* [Job]: Can you copy out the data exactly? Leave the images out.

##############################

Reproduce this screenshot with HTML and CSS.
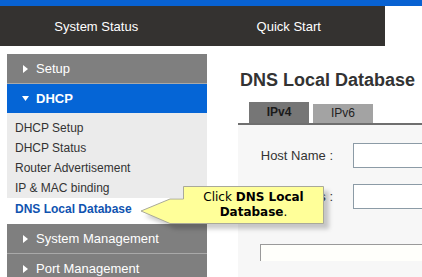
FILE: index.html
```html
<!DOCTYPE html>
<html lang="en">
<head>
    <meta charset="UTF-8">
    <title>DNS Local Database</title>
    <link rel="stylesheet" href="styles.css">
</head>
<body>
    <div class="top-strip"></div>
    <nav class="top-nav">
        <a class="top-link">System Status</a>
        <a class="top-link">Quick Start</a>
    </nav>

    <div class="main">
        <aside class="sidebar">
            <div class="menu-head">
                <svg class="caret" width="5" height="8" viewBox="0 0 5 8"><polygon points="0,0 5,4 0,8" fill="#fff"/></svg>
                Setup
            </div>
            <div class="menu-head open">
                <svg class="caret" width="7" height="5" viewBox="0 0 7 5"><polygon points="0,0 7,0 3.5,5" fill="#fff"/></svg>
                DHCP
            </div>
            <ul class="submenu">
                <li>DHCP Setup</li>
                <li>DHCP Status</li>
                <li>Router Advertisement</li>
                <li>IP &amp; MAC binding</li>
                <li class="current">DNS Local Database</li>
            </ul>
            <div class="menu-head">
                <svg class="caret" width="5" height="8" viewBox="0 0 5 8"><polygon points="0,0 5,4 0,8" fill="#fff"/></svg>
                System Management
            </div>
            <div class="menu-head">
                <svg class="caret" width="5" height="8" viewBox="0 0 5 8"><polygon points="0,0 5,4 0,8" fill="#fff"/></svg>
                Port Management
            </div>
        </aside>

        <section class="content">
            <h1>DNS Local Database</h1>
            <div class="tabs">
                <span class="tab on">IPv4</span>
                <span class="tab">IPv6</span>
            </div>
            <div class="panel">
                <div class="form-row">
                    <label class="form-label">Host Name :</label>
                    <div class="text-input"></div>
                </div>
                <div class="form-row">
                    <label class="form-label">IP Address :</label>
                    <div class="text-input"></div>
                </div>
                <div class="list-box"></div>
            </div>
        </section>
    </div>

    <!-- callout pointing at the menu item -->
    <div class="callout">
        <svg class="callout-shape" width="196" height="48" viewBox="0 0 196 48">
            <path d="M45.5,2.5 H185.5 V39.5 H32 L3,27 L32,15 H45.5 Z" fill="#ffff99" stroke="#a9a99a" stroke-width="1"/>
        </svg>
        <div class="callout-text">
            <span>Click <b>DNS Local<br>Database</b>.</span>
        </div>
    </div>
</body>
</html>
```

FILE: styles.css
```css
html, body {
    margin: 0;
    padding: 0;
    height: 277px;
    background-color: #fff;
    font-family: "Liberation Sans", Arial, sans-serif;
    color: #333;
    overflow: hidden;
}

.top-strip {
    height: 6px;
    background-color: #0862d2;
}

.top-nav {
    display: flex;
    width: 385px;
    height: 40px;
    background-color: #343230;
}

.top-link {
    flex: 1;
    display: flex;
    align-items: center;
    justify-content: center;
    color: #fff;
    font-size: 13px;
}

.main {
    display: flex;
    align-items: flex-start;
    height: 231px;
    overflow: hidden;
}

.sidebar {
    flex-shrink: 0;
    width: 200px;
    margin: 8px 0 0 7px;
}

.menu-head {
    display: flex;
    align-items: center;
    height: 29px;
    padding-left: 16px;
    background-color: #7f7f7f;
    border-bottom: 1px solid #a9a9a9;
    color: #fff;
    font-size: 13px;
    white-space: nowrap;
}

.menu-head .caret {
    margin-right: 8px;
}

.menu-head.open {
    padding-left: 15px;
    background-color: #0565d6;
    border-bottom: none;
    font-weight: bold;
}

.menu-head.open .caret {
    margin-right: 7px;
}

.submenu {
    list-style: none;
    margin: 0;
    padding: 5px 0 0;
    background-color: #ebebeb;
    font-size: 12px;
}

.submenu li {
    height: 20px;
    line-height: 20px;
    padding-left: 8px;
    color: #333;
}

.submenu li.current {
    height: 26px;
    line-height: 22px;
    background-color: #fff;
    color: #1053b0;
    font-weight: bold;
}

.content {
    flex: 1;
    min-width: 0;
    margin-left: 31px;
}

h1 {
    margin: 23px 0 0 2px;
    font-size: 18px;
    line-height: 22px;
    color: #333;
    white-space: nowrap;
}

.tabs {
    display: flex;
    align-items: flex-end;
    gap: 4px;
    height: 21px;
    margin-top: 11px;
    padding-left: 11px;
    border-bottom: 2px solid #6f6f6f;
}

.tab {
    width: 60px;
    height: 19px;
    line-height: 19px;
    text-align: center;
    background-color: #a3a3a3;
    color: #222;
    font-size: 12px;
}

.tab.on {
    height: 21px;
    line-height: 21px;
    background-color: #767676;
    font-weight: bold;
    color: #1a1a1a;
}

.panel {
    height: 134px;
    padding: 18px 0 0 21px;
    background-color: #f7f7f7;
}

.form-row {
    display: flex;
    align-items: center;
    margin-bottom: 16px;
}

.form-label {
    flex-shrink: 0;
    width: 74px;
    margin-right: 20px;
    text-align: right;
    font-size: 13px;
    color: #333;
    white-space: nowrap;
}

.text-input {
    flex: 1;
    height: 23px;
    border: 1px solid #8c9ba6;
    border-right: none;
    background-color: #fff;
}

.list-box {
    height: 16px;
    margin: 35px 0 0 1px;
    border-top: 1px solid #9a9a9a;
    border-left: 1px solid #9a9a9a;
    background-color: #fffffb;
}

.callout {
    position: absolute;
    left: 138px;
    top: 184px;
    width: 196px;
    height: 48px;
}

.callout-shape {
    display: block;
    filter: drop-shadow(5px 5px 2px rgba(0, 0, 0, 0.2));
}

.callout-text {
    position: absolute;
    left: 46px;
    top: 3px;
    width: 139px;
    height: 36px;
    display: flex;
    align-items: center;
    justify-content: center;
    text-align: center;
    font-family: "DejaVu Sans", Verdana, sans-serif;
    font-size: 12px;
    line-height: 15px;
    color: #000;
}
```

##############################

* [Complete response]:
Reproduce this screenshot with HTML and CSS.
FILE: index.html
```html
<!DOCTYPE html>
<html lang="en">
<head>
    <meta charset="UTF-8">
    <title>DNS Local Database</title>
    <link rel="stylesheet" href="styles.css">
</head>
<body>
    <div class="top-strip"></div>
    <nav class="top-nav">
        <a class="top-link">System Status</a>
        <a class="top-link">Quick Start</a>
    </nav>

    <div class="main">
        <aside class="sidebar">
            <div class="menu-head">
                <svg class="caret" width="5" height="8" viewBox="0 0 5 8"><polygon points="0,0 5,4 0,8" fill="#fff"/></svg>
                Setup
            </div>
            <div class="menu-head open">
                <svg class="caret" width="7" height="5" viewBox="0 0 7 5"><polygon points="0,0 7,0 3.5,5" fill="#fff"/></svg>
                DHCP
            </div>
            <ul class="submenu">
                <li>DHCP Setup</li>
                <li>DHCP Status</li>
                <li>Router Advertisement</li>
                <li>IP &amp; MAC binding</li>
                <li class="current">DNS Local Database</li>
            </ul>
            <div class="menu-head">
                <svg class="caret" width="5" height="8" viewBox="0 0 5 8"><polygon points="0,0 5,4 0,8" fill="#fff"/></svg>
                System Management
            </div>
            <div class="menu-head">
                <svg class="caret" width="5" height="8" viewBox="0 0 5 8"><polygon points="0,0 5,4 0,8" fill="#fff"/></svg>
                Port Management
            </div>
        </aside>

        <section class="content">
            <h1>DNS Local Database</h1>
            <div class="tabs">
                <span class="tab on">IPv4</span>
                <span class="tab">IPv6</span>
            </div>
            <div class="panel">
                <div class="form-row">
                    <label class="form-label">Host Name :</label>
                    <div class="text-input"></div>
                </div>
                <div class="form-row">
                    <label class="form-label">IP Address :</label>
                    <div class="text-input"></div>
                </div>
                <div class="list-box"></div>
            </div>
        </section>
    </div>

    <!-- callout pointing at the menu item -->
    <div class="callout">
        <svg class="callout-shape" width="196" height="48" viewBox="0 0 196 48">
            <path d="M45.5,2.5 H185.5 V39.5 H32 L3,27 L32,15 H45.5 Z" fill="#ffff99" stroke="#a9a99a" stroke-width="1"/>
        </svg>
        <div class="callout-text">
            <span>Click <b>DNS Local<br>Database</b>.</span>
        </div>
    </div>
</body>
</html>
```

FILE: styles.css
```css
html, body {
    margin: 0;
    padding: 0;
    height: 277px;
    background-color: #fff;
    font-family: "Liberation Sans", Arial, sans-serif;
    color: #333;
    overflow: hidden;
}

.top-strip {
    height: 6px;
    background-color: #0862d2;
}

.top-nav {
    display: flex;
    width: 385px;
    height: 40px;
    background-color: #343230;
}

.top-link {
    flex: 1;
    display: flex;
    align-items: center;
    justify-content: center;
    color: #fff;
    font-size: 13px;
}

.main {
    display: flex;
    align-items: flex-start;
    height: 231px;
    overflow: hidden;
}

.sidebar {
    flex-shrink: 0;
    width: 200px;
    margin: 8px 0 0 7px;
}

.menu-head {
    display: flex;
    align-items: center;
    height: 29px;
    padding-left: 16px;
    background-color: #7f7f7f;
    border-bottom: 1px solid #a9a9a9;
    color: #fff;
    font-size: 13px;
    white-space: nowrap;
}

.menu-head .caret {
    margin-right: 8px;
}

.menu-head.open {
    padding-left: 15px;
    background-color: #0565d6;
    border-bottom: none;
    font-weight: bold;
}

.menu-head.open .caret {
    margin-right: 7px;
}

.submenu {
    list-style: none;
    margin: 0;
    padding: 5px 0 0;
    background-color: #ebebeb;
    font-size: 12px;
}

.submenu li {
    height: 20px;
    line-height: 20px;
    padding-left: 8px;
    color: #333;
}

.submenu li.current {
    height: 26px;
    line-height: 22px;
    background-color: #fff;
    color: #1053b0;
    font-weight: bold;
}

.content {
    flex: 1;
    min-width: 0;
    margin-left: 31px;
}

h1 {
    margin: 23px 0 0 2px;
    font-size: 18px;
    line-height: 22px;
    color: #333;
    white-space: nowrap;
}

.tabs {
    display: flex;
    align-items: flex-end;
    gap: 4px;
    height: 21px;
    margin-top: 11px;
    padding-left: 11px;
    border-bottom: 2px solid #6f6f6f;
}

.tab {
    width: 60px;
    height: 19px;
    line-height: 19px;
    text-align: center;
    background-color: #a3a3a3;
    color: #222;
    font-size: 12px;
}

.tab.on {
    height: 21px;
    line-height: 21px;
    background-color: #767676;
    font-weight: bold;
    color: #1a1a1a;
}

.panel {
    height: 134px;
    padding: 18px 0 0 21px;
    background-color: #f7f7f7;
}

.form-row {
    display: flex;
    align-items: center;
    margin-bottom: 16px;
}

.form-label {
    flex-shrink: 0;
    width: 74px;
    margin-right: 20px;
    text-align: right;
    font-size: 13px;
    color: #333;
    white-space: nowrap;
}

.text-input {
    flex: 1;
    height: 23px;
    border: 1px solid #8c9ba6;
    border-right: none;
    background-color: #fff;
}

.list-box {
    height: 16px;
    margin: 35px 0 0 1px;
    border-top: 1px solid #9a9a9a;
    border-left: 1px solid #9a9a9a;
    background-color: #fffffb;
}

.callout {
    position: absolute;
    left: 138px;
    top: 184px;
    width: 196px;
    height: 48px;
}

.callout-shape {
    display: block;
    filter: drop-shadow(5px 5px 2px rgba(0, 0, 0, 0.2));
}

.callout-text {
    position: absolute;
    left: 46px;
    top: 3px;
    width: 139px;
    height: 36px;
    display: flex;
    align-items: center;
    justify-content: center;
    text-align: center;
    font-family: "DejaVu Sans", Verdana, sans-serif;
    font-size: 12px;
    line-height: 15px;
    color: #000;
}
```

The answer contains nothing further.